Tarihte aynı göç türünün örnekleri, bu eylemin Adalet gerekçesini desteklemektedir. Kendi ülkelerinde huzur ve güven bulamayan sahabelere Peygamber Efendimiz (SAV) ülkelerini terketmelerini söylemektedir. Sahabeler, Resulallah’a nereye gidebileceklerini sorduğunda; “Habeşistan’a gidin. Orada halkına zulmetmeyen adil bir hükümdar (Necaşi) vardır. Orası doğruluk ülkesidir.” demiştir. Selahaddin Eyyubi’nin ülkesine ” Orada adil bir Müslüman hükümdar var ” diye zulümden kaçan Hristiyan ve Yahudiler sığınmıştır. Yine Osmanlıda değişik dönemlerde devletin yüksek adaletine sığınmak amacıyla gelmiş çok sayıda Hristiyan ve Yahudi olmuştur.
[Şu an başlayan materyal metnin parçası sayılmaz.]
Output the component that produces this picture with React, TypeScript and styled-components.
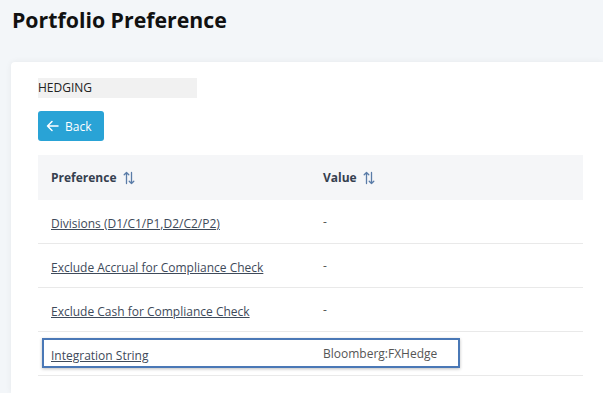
import React from "react";
import styled, { createGlobalStyle } from "styled-components";

const GlobalStyle = createGlobalStyle`
    html, body { margin: 0; padding: 0; background: #f3f6f9; }
    body { font-family: "Open Sans", "Noto Sans", sans-serif; }
`;

const Page = styled.div`
    width: 603px;
    height: 393px;
    overflow: hidden;
    display: flex;
    flex-direction: column;
`;

const Title = styled.h1`
    margin: 0;
    padding: 5px 12px 0;
    height: 62px;
    box-sizing: border-box;
    font-size: 21.3px;
    font-weight: 700;
    color: #111;
`;

const Card = styled.div`
    margin-left: 11px;
    flex: 1;
    background: #fff;
    border-radius: 4px 0 0 0;
    box-shadow: 0 0 6px rgba(0, 0, 0, 0.06);
    padding: 16px 20px 0 27px;
`;

const Tag = styled.div`
    width: 159px;
    height: 20px;
    background: #f1f1f1;
    font-size: 12px;
    line-height: 20px;
    color: #222;
`;

const BackButton = styled.button`
    margin-top: 13px;
    width: 66px;
    height: 30px;
    border: none;
    border-radius: 3px;
    background: #29a3d6;
    color: #fff;
    font-family: inherit;
    font-size: 12px;
    display: flex;
    align-items: center;
    gap: 6px;
    padding: 0 8px;
`;

const Table = styled.div`
    margin-top: 14px;
    width: 545px;
`;

const Row = styled.div<{ $head?: boolean }>`
    position: relative;
    display: grid;
    grid-template-columns: 285px 1fr;
    align-items: center;
    box-sizing: border-box;
    height: ${p => (p.$head ? "45px" : "44px")};
    background: ${p => (p.$head ? "#f5f6f8" : "#fff")};
    border-bottom: ${p => (p.$head ? "none" : "1px solid #e9e9e9")};
`;

const HeadCell = styled.div<{ $first?: boolean }>`
    padding-left: ${p => (p.$first ? "13px" : "0")};
    font-size: 12px;
    font-weight: 700;
    color: #35404f;
    display: flex;
    align-items: center;
    gap: 6px;
`;

const LinkCell = styled.a`
    margin-left: 13px;
    font-size: 12px;
    color: #3e4a5a;
    text-decoration: underline;
    cursor: pointer;
`;

const ValueCell = styled.div`
    font-size: 12px;
    color: #555;
`;

const Highlight = styled.div`
    position: absolute;
    left: 4px;
    top: 6px;
    width: 418px;
    height: 30px;
    box-sizing: border-box;
    border: 2px solid #4a78b6;
    box-shadow: 0 1px 3px rgba(0, 0, 0, 0.25);
    pointer-events: none;
`;

const SortIcon = () => (
    <svg width="12" height="14" viewBox="0 0 12 14" fill="none" stroke="#5a7ca8" strokeWidth="1.3" strokeLinecap="round" strokeLinejoin="round">
        <path d="M3.5 12.5V1.5M1.2 3.8l2.3-2.3 2.3 2.3" />
        <path d="M8.5 1.5v11M6.2 10.2l2.3 2.3 2.3-2.3" />
    </svg>
);

const ArrowLeft = () => (
    <svg width="13" height="12" viewBox="0 0 13 12" fill="none" stroke="#fff" strokeWidth="1.5" strokeLinecap="round" strokeLinejoin="round">
        <path d="M12 6H1.5M6 1.5L1.5 6 6 10.5" />
    </svg>
);

const rows = [
    { name: "Divisions (D1/C1/P1,D2/C2/P2)", value: "-" },
    { name: "Exclude Accrual for Compliance Check", value: "-" },
    { name: "Exclude Cash for Compliance Check", value: "-" },
    { name: "Integration String", value: "Bloomberg:FXHedge", marked: true },
];

export default function App() {
    return (
        <Page>
            <GlobalStyle />
            <Title>Portfolio Preference</Title>
            <Card>
                <Tag>HEDGING</Tag>
                <BackButton><ArrowLeft />Back</BackButton>
                <Table>
                    <Row $head>
                        <HeadCell $first>Preference <SortIcon /></HeadCell>
                        <HeadCell>Value <SortIcon /></HeadCell>
                    </Row>
                    {rows.map(r => (
                        <Row key={r.name}>
                            <div><LinkCell>{r.name}</LinkCell></div>
                            <ValueCell>{r.value}</ValueCell>
                            {r.marked && <Highlight />}
                        </Row>
                    ))}
                </Table>
            </Card>
        </Page>
    );
}
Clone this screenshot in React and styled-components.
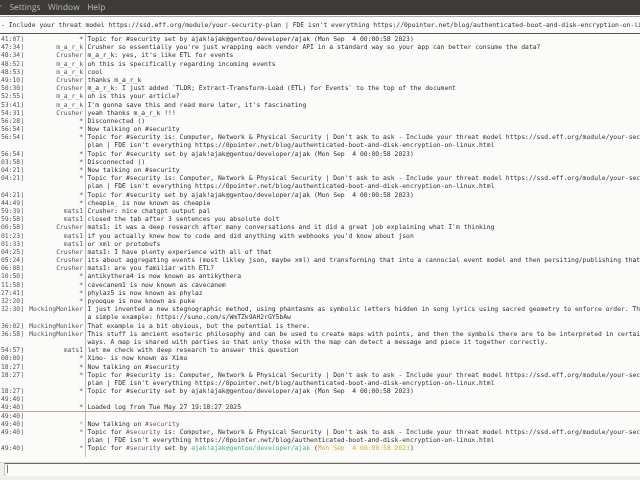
import React from "react";
import styled, { createGlobalStyle } from "styled-components";

const TOPIC_A = "Topic for #security is: Computer, Network & Physical Security | Don't ask to ask - Include your threat model https://ssd.eff.org/module/your-security-";
const TOPIC_B = "plan | FDE isn't everything https://0pointer.net/blog/authenticated-boot-and-disk-encryption-on-linux.html";
const TOPIC_SET = "Topic for #security set by ajak!ajak@gentoo/developer/ajak (Mon Sep  4 00:00:58 2023)";

const rows = [
  ["41:07]", "*", TOPIC_SET],
  ["47:34]", "m_a_r_k", "Crusher so essentially you're just wrapping each vendor API in a standard way so your app can better consume the data?"],
  ["48:34]", "Crusher", "m_a_r_k: yes, it's like ETL for events"],
  ["48:52]", "m_a_r_k", "oh this is specifically regarding incoming events"],
  ["48:53]", "m_a_r_k", "cool"],
  ["49:10]", "Crusher", "thanks m_a_r_k"],
  ["50:30]", "Crusher", "m_a_r_k: I just added `TLDR; Extract-Transform-Load (ETL) for Events` to the top of the document"],
  ["52:55]", "m_a_r_k", "oh is this your article?"],
  ["53:41]", "m_a_r_k", "I'm gonna save this and read more later, it's fascinating"],
  ["54:31]", "Crusher", "yeah thanks m_a_r_k !!!"],
  ["56:28]", "*", "Disconnected ()"],
  ["56:54]", "*", "Now talking on #security"],
  ["56:54]", "*", TOPIC_A],
  ["", "", TOPIC_B],
  ["56:54]", "*", TOPIC_SET],
  ["03:58]", "*", "Disconnected ()"],
  ["04:21]", "*", "Now talking on #security"],
  ["04:21]", "*", TOPIC_A],
  ["", "", TOPIC_B],
  ["04:21]", "*", TOPIC_SET],
  ["44:49]", "*", "cheapie_ is now known as cheapie"],
  ["59:39]", "mats1", "Crusher: nice chatgpt output pal"],
  ["59:58]", "mats1", "closed the tab after 3 sentences you absolute dolt"],
  ["00:58]", "Crusher", "mats1: it was a deep research after many conversations and it did a great job explaining what I'm thinking"],
  ["01:23]", "mats1", "if you actually knew how to code and did anything with webhooks you'd know about json"],
  ["01:33]", "mats1", "or xml or protobufs"],
  ["04:25]", "Crusher", "mats1: I have plenty experience with all of that"],
  ["05:24]", "Crusher", "its about aggregating events (most likley json, maybe xml) and transforming that into a cannocial event model and then persiting/publishing that i"],
  ["06:08]", "Crusher", "mats1: are you familiar with ETL?"],
  ["10:50]", "*", "antikythera4 is now known as antikythera"],
  ["11:58]", "*", "cavecanem1 is now known as cavecanem"],
  ["27:41]", "*", "phylaz5 is now known as phylaz"],
  ["32:20]", "*", "pyooque is now known as puke"],
  ["32:30]", "MockingMoniker", "I just invented a new stegnographic method, using phantasms as symbolic letters hidden in song lyrics using sacred geometry to enforce order. Thi"],
  ["", "", "a simple example: https://suno.com/s/WmTZk9AH2rGY5bAw"],
  ["36:02]", "MockingMoniker", "That example is a bit obvious, but the potential is there."],
  ["36:58]", "MockingMoniker", "This stuff is ancient esoteric philosophy and can be used to create maps with points, and then the symbols there are to be interpreted in certain"],
  ["", "", "ways. A map is shared with parties so that only those with the map can detect a message and piece it together correctly."],
  ["54:57]", "mats1", "let me check with deep research to answer this question"],
  ["08:00]", "*", "Ximo- is now known as Ximo"],
  ["18:27]", "*", "Now talking on #security"],
  ["18:27]", "*", TOPIC_A],
  ["", "", TOPIC_B],
  ["18:27]", "*", TOPIC_SET],
  ["49:40]", "", ""],
  ["49:40]", "*", "Loaded log from Tue May 27 19:18:27 2025"],
];

const GlobalStyle = createGlobalStyle`
  html, body {
    margin: 0;
    padding: 0;
    background: #fbfbf9;
  }
`;

const Window = styled.div`
  width: 640px;
  height: 480px;
  display: flex;
  flex-direction: column;
  overflow: hidden;
  background: #fbfbf9;
  color: #2f3236;
  font-family: "DejaVu Sans Mono", monospace;
  font-size: 6.38px;
  text-rendering: geometricPrecision;
  filter: blur(0.4px);
`;

const MenuBar = styled.div`
  height: 15px;
  flex: none;
  display: flex;
  align-items: center;
  gap: 7.5px;
  margin-left: -1.5px;
  background: #3c3b37;
  color: #b9b8b2;
  font-family: "Open Sans", sans-serif;
  font-size: 8.4px;
  overflow: hidden;
`;

const MenuItem = styled.span`
  white-space: nowrap;
`;

const TopicBar = styled.div`
  height: 18px;
  flex: none;
  display: flex;
  align-items: center;
  padding: 0 0 1px 1px;
  border-top: 1px solid #a9a8a4;
  border-bottom: 1px solid #55544f;
  margin-top: 1px;
  box-sizing: border-box;
  white-space: pre;
  overflow: hidden;
`;

const Log = styled.div`
  flex: none;
  height: 423px;
  display: flex;
  flex-direction: column;
  overflow: hidden;
`;

const Row = styled.div`
  flex: none;
  height: 8.2px;
  line-height: 8.2px;
  display: grid;
  grid-template-columns: 85px 1fr;
  white-space: pre;
  ${(p) => p.$marker && "box-shadow: 0 -1px 0 #c9a18e;"}
`;

const Gutter = styled.div`
  display: flex;
  justify-content: space-between;
  padding: 0 2px 0 1px;
  color: #55575a;
`;

const Star = styled.span`
  color: ${(p) => p.$color || "inherit"};
`;

const Message = styled.div`
  border-left: 1px solid #bcbcba;
  padding-left: 1.5px;
  overflow: hidden;
`;

// the column rule carries on through the gaps above and below the rows
const Filler = styled.div`
  flex: ${(p) => (p.$top ? "0 0 1px" : "1")};
  margin-left: 85px;
  border-left: 1px solid #bcbcba;
`;

const Tint = styled.span`
  color: ${(p) => p.$color};
`;

const InputWrap = styled.div`
  flex: none;
  height: 18px;
  margin-top: 5px;
  border-top: 1px solid #d8d7d3;
  box-sizing: border-box;
  background: #efefec;
`;

const InputField = styled.div`
  height: 13px;
  margin-left: 4px;
  border-top: 1px solid #6b6a67;
  border-left: 1px solid #c9c8c5;
  box-sizing: border-box;
  background: #fbfbf9;
  padding: 1px 0 0 2px;
`;

const Cursor = styled.div`
  width: 1px;
  height: 8px;
  background: #77787a;
`;

function App() {
  return (
    <Window>
      <GlobalStyle />
      <MenuBar>
        <MenuItem>r</MenuItem>
        <MenuItem>Settings</MenuItem>
        <MenuItem>Window</MenuItem>
        <MenuItem>Help</MenuItem>
      </MenuBar>
      <TopicBar>- Include your threat model https://ssd.eff.org/module/your-security-plan | FDE isn't everything https://0pointer.net/blog/authenticated-boot-and-disk-encryption-on-linux.html</TopicBar>
      <Log>
        <Filler $top />
        {rows.map(([time, nick, text], i) => (
          <Row key={i}>
            <Gutter>
              <span>{time}</span>
              <span>{nick}</span>
            </Gutter>
            <Message>{text}</Message>
          </Row>
        ))}
        <Row $marker>
          <Gutter>
            <span>49:40]</span>
          </Gutter>
          <Message />
        </Row>
        <Row>
          <Gutter>
            <span>49:40]</span>
            <Star $color="#6fbf55">*</Star>
          </Gutter>
          <Message>
            Now talking on <Tint $color="#75507b">#security</Tint>
          </Message>
        </Row>
        <Row>
          <Gutter>
            <span>49:40]</span>
            <Star $color="#a9568f">*</Star>
          </Gutter>
          <Message>
            Topic for <Tint $color="#75507b">#security</Tint> is: Computer, Network &amp; Physical Security | Don't ask to ask - Include your threat model https://ssd.eff.org/module/your-security-
          </Message>
        </Row>
        <Row>
          <Gutter />
          <Message>{TOPIC_B}</Message>
        </Row>
        <Row>
          <Gutter>
            <span>49:40]</span>
            <Star $color="#a9568f">*</Star>
          </Gutter>
          <Message>
            Topic for <Tint $color="#75507b">#security</Tint> set by <Tint $color="#35b98c">ajak!ajak@gentoo/developer/ajak</Tint> (<Tint $color="#d8b02e">Mon Sep  4 00:00:58 2023</Tint>)
          </Message>
        </Row>
        <Filler />
      </Log>
      <InputWrap>
        <InputField>
          <Cursor />
        </InputField>
      </InputWrap>
    </Window>
  );
}

export default App;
Mülk Allah’ındır. Ve bu mülkün temelini  adalet timsali Hz. Ömer Adalete bağlamaktadır. Mülkün adının İngiltere, Almanya, İsviçre veya Türkiye olması Mülkün Allah’ a ait olduğu gerçeğini bize unutturmamalıdır. Bu mülklerde tesis edilen Adalet ise varlığının değeri ve devamlılığı açısından son derece önemlidir. Mısırlı yazar Fehmi Şinnavi’nin bir kitabının önsözünde hadis olarak aktardığıuyarı ile yazıyı tamamlamak istiyorum. ” Aleyhinize dahi olsa adaletten ayrılmayınız, adil olunuz. Çünkü adalet İslam’ın özüdür, mülkün de temelidir. Bir devlet kâfir bile olsa adalet sayesinde ayakta durabilir; ama Müslüman bile olsa adaletten yoksunsa yıkılmaya mahkûmdur.

Son Söz: Müslümanları İslam ülkelerinden kaçıran Adaletsizlik’tir. Başka bir şey değildir.